Once only found in emergency rooms and a handful of community overdose prevention programs, naloxone is finding its way into more medicine cabinets as lawmakers, medical professionals and advocates push for increasing access to the life-saving drug.
“The emphasis is on making this drug more accessible,” California Assemblyman Richard Bloom said of a bill making its way through his chamber in the state’s legislature. “If we wait until they get to the emergency room, it may be too late.”
Overdose fatalities are the leading cause of accidental death in the United States, killing 38,000 people in 2010, according to the most recent data from the U.S. Centers for Disease Control and Prevention. Sixty percent of those deaths were from pharmaceutical drugs. For the past five years, more Americans between the ages of 25 and 64 died as a result of a drug overdose than in traffic accidents.
Advocates said overdose fatalities would be much greater if not for naloxone.
The CDC’s Morbidity and Mortality Weekly Report credited naloxone with successfully reversing 10,000 drug overdoses in 15 years.
U.S. Attorney General Eric Holder urged law enforcement agencies last month to train and equip officers with naloxone after calling the rise in overdose deaths from heroin and prescription pain killers an “urgent public health crisis.”
“The medication is remarkably effective,” said Gantt Galloway, a pharmacist and executive director of the New Leaf Treatment Center in Lafayette, Calif. “There are not a lot of medications that have specific antidotes, but opiates are effectively treated by this.”

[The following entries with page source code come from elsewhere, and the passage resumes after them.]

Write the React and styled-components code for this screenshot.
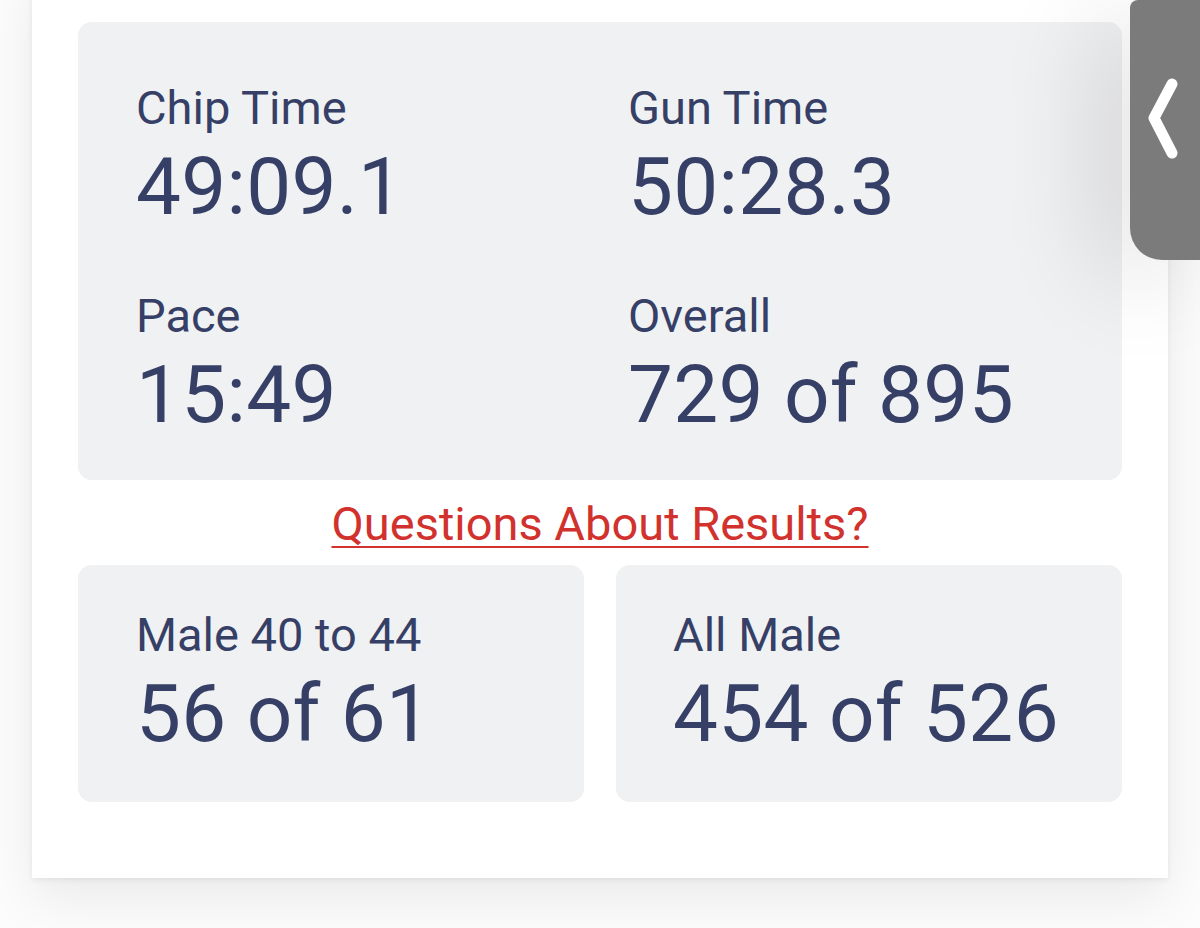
import React from 'react';
import styled, { createGlobalStyle } from 'styled-components';

const GlobalStyle = createGlobalStyle`
  html, body {
    margin: 0;
    padding: 0;
    background: #fcfcfc;
    font-family: Roboto, "Liberation Sans", sans-serif;
    overflow: hidden;
  }
`;

const Page = styled.div`
  position: relative;
  display: flex;
  flex-direction: column;
  width: 1200px;
  height: 928px;
  padding: 0 32px;
  box-sizing: border-box;
`;

const Card = styled.div`
  margin-top: -40px;
  background: #ffffff;
  padding: 62px 46px 76px;
  display: flex;
  flex-direction: column;
  box-shadow: 0 22px 50px rgba(0, 0, 0, 0.07), 0 2px 6px rgba(0, 0, 0, 0.07);
`;

const Panel = styled.div`
  background: #f0f1f3;
  border-radius: 14px;
  box-sizing: border-box;
  padding: ${(p) => p.$pad || '0 58px'};
  height: ${(p) => p.$h}px;
`;

const StatGrid = styled.div`
  display: grid;
  grid-template-columns: 492px 1fr;
  row-gap: 58px;
  padding-top: 60px;
`;

const Stat = styled.div`
  display: flex;
  flex-direction: column;
`;

const Label = styled.div`
  font-size: 47px;
  line-height: 52px;
  color: #363f66;
`;

const Value = styled.div`
  margin-top: 8px;
  font-size: 80px;
  line-height: 90px;
  color: #363f66;
  letter-spacing: 0.3px;
`;

const LinkRow = styled.div`
  height: 85px;
  display: flex;
  align-items: center;
  justify-content: center;
`;

const QuestionLink = styled.a`
  font-size: 47px;
  color: #d2322d;
  text-decoration: underline;
  text-decoration-thickness: 2px;
  text-underline-offset: 6px;
  margin-top: 2px;
`;

const BottomRow = styled.div`
  display: grid;
  grid-template-columns: 1fr 1fr;
  column-gap: 32px;
`;

const Tab = styled.div`
  position: absolute;
  top: 0;
  right: 0;
  width: 70px;
  height: 260px;
  background: #7b7b7b;
  border-bottom-left-radius: 32px;
  border-top-left-radius: 8px;
  display: flex;
  align-items: flex-start;
  padding-top: 78px;
  padding-left: 18px;
  box-sizing: border-box;
  box-shadow: -30px 20px 100px rgba(0, 0, 0, 0.14);
`;

const stats = [
  { label: 'Chip Time', value: '49:09.1' },
  { label: 'Gun Time', value: '50:28.3' },
  { label: 'Pace', value: '15:49' },
  { label: 'Overall', value: '729 of 895' },
];

export default function App() {
  return (
    <Page>
      <GlobalStyle />
      <Card>
        <Panel $h={458} $pad="0 58px">
          <StatGrid>
            {stats.map((s) => (
              <Stat key={s.label}>
                <Label>{s.label}</Label>
                <Value>{s.value}</Value>
              </Stat>
            ))}
          </StatGrid>
        </Panel>
        <LinkRow>
          <QuestionLink>Questions About Results?</QuestionLink>
        </LinkRow>
        <BottomRow>
          <Panel $h={237} $pad="44px 58px 0">
            <Stat>
              <Label>Male 40 to 44</Label>
              <Value>56 of 61</Value>
            </Stat>
          </Panel>
          <Panel $h={237} $pad="44px 57px 0">
            <Stat>
              <Label>All Male</Label>
              <Value>454 of 526</Value>
            </Stat>
          </Panel>
        </BottomRow>
      </Card>
      <Tab>
        <svg width="40" height="90" viewBox="0 0 40 90">
          <polyline
            points="24,6 6,40 24,75"
            fill="none"
            stroke="#ffffff"
            strokeWidth="11"
            strokeLinecap="round"
            strokeLinejoin="round"
          />
        </svg>
      </Tab>
    </Page>
  );
}
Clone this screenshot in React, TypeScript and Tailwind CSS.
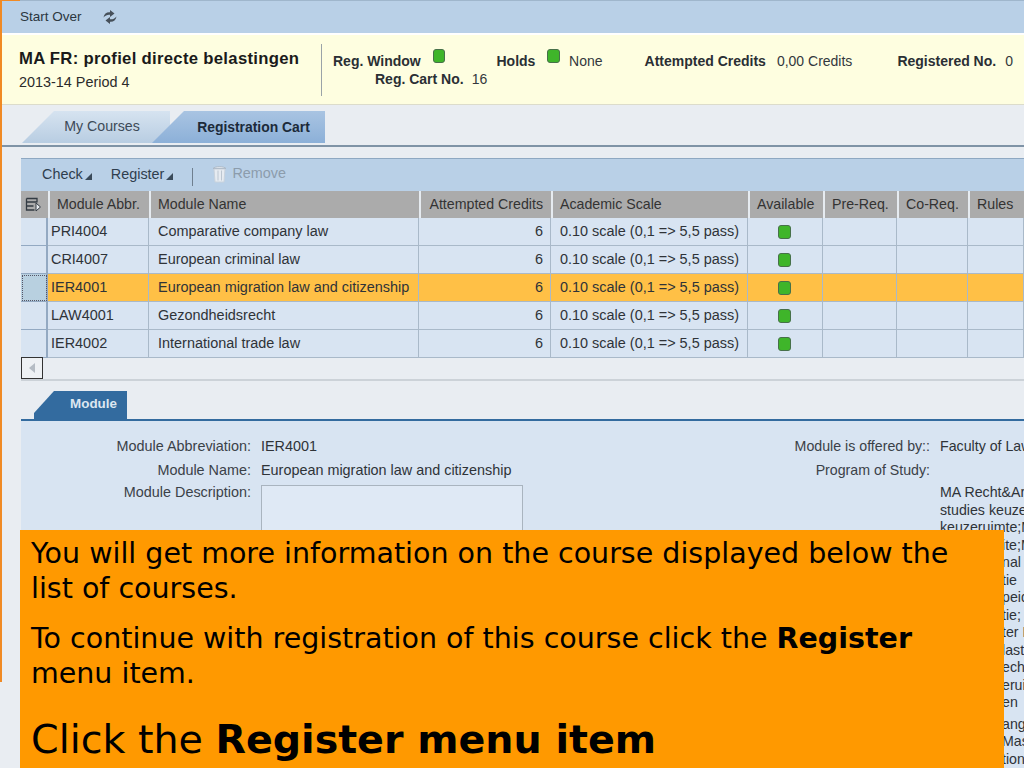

Galloway began a monthly training two weeks ago for the public at his drug treatment center, where naloxone is distributed. Among the things taught is the importance of calling 911 during a suspected opiate overdose, even when naloxone is given, since the drug wears off after an hour and overdose symptoms can return.
The nonaddictive drug has no side effects when given to someone who isn’t suffering from an opiate overdose. It currently comes in an injectable syringe or nasal spray for $15 to $25, although some community groups such as Galloway’s provide it free or by donation.
The U.S. Food and Drug Administration announced last week that it approved another version of naloxone, which is administered through a small handheld auto-injector similar to an EpiPen – an injector that delivers a measured dose of epinephrine to treat someone having a severe allergic reaction. Called Enzio, the naloxone injector is designed to be easily used by laypeople who suspect an opioid overdose.
“Some people think this is enabling,” said Mardi Wally of Sacramento, who attended a training session last week at Harm Reduction Services so she could receive a prescription for naloxone. Her husband, she said, sometimes mixes pain medications with alcohol. She wants to be prepared in case the worst happens.
“I believe in helping people when you can and where you can,” Wally said.